C'est une chronique politique très dense, et palpitante, où la marche du monde l'emporte sur l'intime (c'est suffisamment rare pour être souligné) et qui dresse le fascinant portrait du terroriste. Cette chronique est rythmée, documentée, et elle tient hautement la comparaison avec ce qu'il se fait de mieux dans le genre, notamment aux Etats-Unis.

Le film oscille entre des accélérations percutantes et des moments d'accalmie, privilégiant la réalité immédiate du propos, et évitant la pesanteur des reconstitutions historiques strictes. On y comprend que mieux les enjeux biographiques et politique, d'autant plus que la mise en scène est animée d'une énergie "rock" de la vie d'un terroriste. Le film est puissant, percutant et vigoureux.

Je ne saurais passer outre la distribution : Alexander Scheer (Johannes Weinrich), Nora Von Walderstätten (Magdalena Kopp), Ahmad Kaabour (Waddie Haddad) et tous les autres sont excellents. Mais surtout, il faut compter avec Edgar Ramirez, magnifique acteur vénézuélien.
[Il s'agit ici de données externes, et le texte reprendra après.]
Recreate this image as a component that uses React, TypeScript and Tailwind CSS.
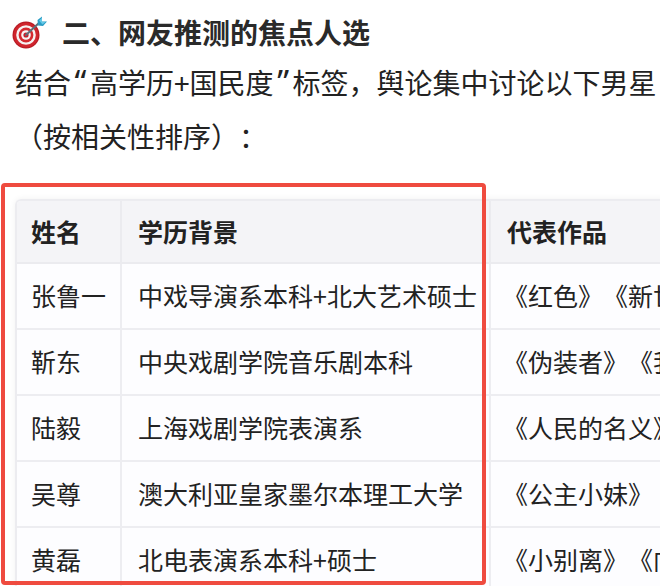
import React from "react";

const rows = [
  { name: "张鲁一", edu: "中戏导演系本科+北大艺术硕士", works: "《红色》《新世界》" },
  { name: "靳东", edu: "中央戏剧学院音乐剧本科", works: "《伪装者》《我的前半生》" },
  { name: "陆毅", edu: "上海戏剧学院表演系", works: "《人民的名义》" },
  { name: "吴尊", edu: "澳大利亚皇家墨尔本理工大学", works: "《公主小妹》" },
  { name: "黄磊", edu: "北电表演系本科+硕士", works: "《小别离》《向往的生活》" },
];

function Target() {
  return (
    <svg width="36" height="34" viewBox="0 0 36 34">
      <circle cx="14" cy="20" r="13.5" fill="#b81b24" />
      <circle cx="14" cy="20" r="12.3" fill="#d0252d" />
      <circle cx="14" cy="20" r="9.8" fill="#f6f2f2" />
      <circle cx="14" cy="20" r="7.4" fill="#d42a30" />
      <circle cx="14" cy="20" r="4.8" fill="#f7f4f4" />
      <circle cx="14" cy="20" r="2.6" fill="#c8202a" />
      <line x1="14" y1="20" x2="28" y2="7" stroke="#5f6e79" strokeWidth="2" strokeLinecap="round" />
      <path d="M25.5 5 L30 1.5 L29.5 6.5 L35 6.5 L31 11 L26 10.5 Z" fill="#2a9cc4" />
      <path d="M27 5.5 L30 3 L29.8 7 L33.5 7 L30.5 9.5 Z" fill="#62c9e8" />
    </svg>
  );
}

export default function App() {
  return (
    <div
      className="relative w-[660px] h-[586px] overflow-hidden bg-white text-[#222] [text-spacing-trim:space-all]"
      style={{ fontFamily: '"Noto Sans CJK SC", "Noto Sans", sans-serif' }}
    >
      <div className="pt-[12px]">
        <div className="flex items-center h-[40px] pl-[12px]">
          <Target />
          <span className="ml-[14px] text-[28px] font-bold leading-[40px] whitespace-nowrap text-[#2a2a2a]">
            二、网友推测的焦点人选
          </span>
        </div>
        <div className="mt-[4px] pl-[15px] text-[28px] leading-[52px] whitespace-nowrap">
          结合
          <span className="inline-block w-[19px] text-center text-[33px] leading-none" style={{ fontFamily: '"Noto Sans", sans-serif' }}>“</span>
          高学历+国民度
          <span className="inline-block w-[19px] text-center text-[33px] leading-none" style={{ fontFamily: '"Noto Sans", sans-serif' }}>”</span>
          标签，舆论集中讨论以下男星
        </div>
        <div className="mt-[2px] pl-[15px] text-[28px] leading-[52px] whitespace-nowrap">
          （按相关性排序）：
        </div>

        <div className="mt-[37px] ml-[15px] w-[900px] border-l-2 border-t-2 border-[#ececf0] rounded-tl-[6px] shadow-[0_0_6px_rgba(0,0,0,0.06)] overflow-hidden">
          <div className="flex h-[63px] bg-[#f4f4f7] text-[25px] font-bold">
            <div className="w-[105px] shrink-0 flex items-center pl-[14px] border-r-2 border-b-2 border-[#ebebef]">姓名</div>
            <div className="w-[369px] shrink-0 flex items-center pl-[16px] border-r-2 border-b-2 border-[#ebebef]">学历背景</div>
            <div className="flex-1 flex items-center pl-[16px] border-b-2 border-[#ebebef]">代表作品</div>
          </div>
          {rows.map((r) => (
            <div key={r.name} className="flex h-[66px] bg-[#fdfdff] text-[25px] whitespace-nowrap">
              <div className="w-[105px] shrink-0 flex items-center pl-[14px] border-r-2 border-b-2 border-[#ededf1]">{r.name}</div>
              <div className="w-[369px] shrink-0 flex items-center pl-[16px] border-r-2 border-b-2 border-[#ededf1]">{r.edu}</div>
              <div className="flex-1 flex items-center pl-[12px] border-b-2 border-[#ededf1]">{r.works}</div>
            </div>
          ))}
        </div>
      </div>

      <div className="absolute left-[1px] top-[183px] w-[485px] h-[402px] border-[4px] border-[#ef4b3f] rounded-[4px] pointer-events-none" />
    </div>
  );
}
Il n'avait précédemment joué que dans "La vengeance dans la peau" de Paul Greengrass en 2007, et dans "Che" de Steven Sorderberh en 2009. Edgar Ramirez a une stature impressionnante, et il est le véritable métronome du film, jusque dans sa délicate mutation physique qui n'a rien de la simple "performance". Son incarnation de Carlos était digne d'un Prix d'interprétation masculine au Festival de Cannes.

La réussite du film est entière. La déchéance physique du personnage, véritable monstre médiatique, opportuniste sauvage, produit de la puissance de la globalisation, du capitalisme, et de leurs effets pervers sur les utopies gauchistes.